Chapter Review
7-9iCases & Projects
Ethics in Action
Sizemo Elektroniks sells semiconductors that are used in games and small toys. The company has been extremely successful in recent years, recording an increase in earnings each of the past six quarters. At the end of the current quarter, Jay Shulz, the company’s staff accountant, calculated the ending inventory for the semiconductors and was surprised to find that the quantity of the Hayden 537X model had not changed during the quarter. Jay confirmed his calculation with the inventory control manager, who indicated that sales of the Hayden 537X had stopped when the Hayden 637X semiconductor was released early in the quarter. Jay researched the issue further and found that the Hayden 637X semiconductor has the same applications as the Hayden 537X, but has more computing power and a lower cost than the 537X. Jay e-mailed this information to Tina Vereen, the chief financial officer, and recommended that the company apply the lower-of-cost-or-market method to the Hayden 537X semiconductors in inventory.

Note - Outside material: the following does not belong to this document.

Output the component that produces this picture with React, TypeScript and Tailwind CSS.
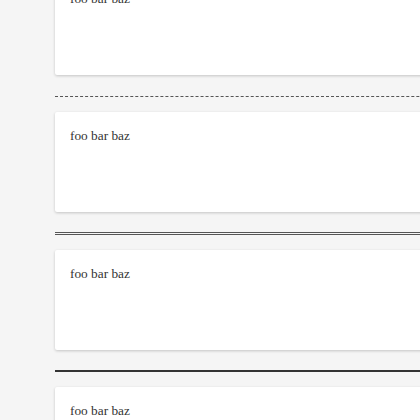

Later that day, Tina e-mailed Jay back, instructing him not to apply the lower-of-cost-or-market method to the 537X inventory because “the company is under considerable pressure to maintain its track record of earnings growth, and a lower-of-cost-or-market adjustment would result in a significant decline in earnings this quarter.” Reluctantly, Jay followed Tina’s instructions.
Evaluate the decision not to apply the lower-of-cost-or-market method in the current quarter.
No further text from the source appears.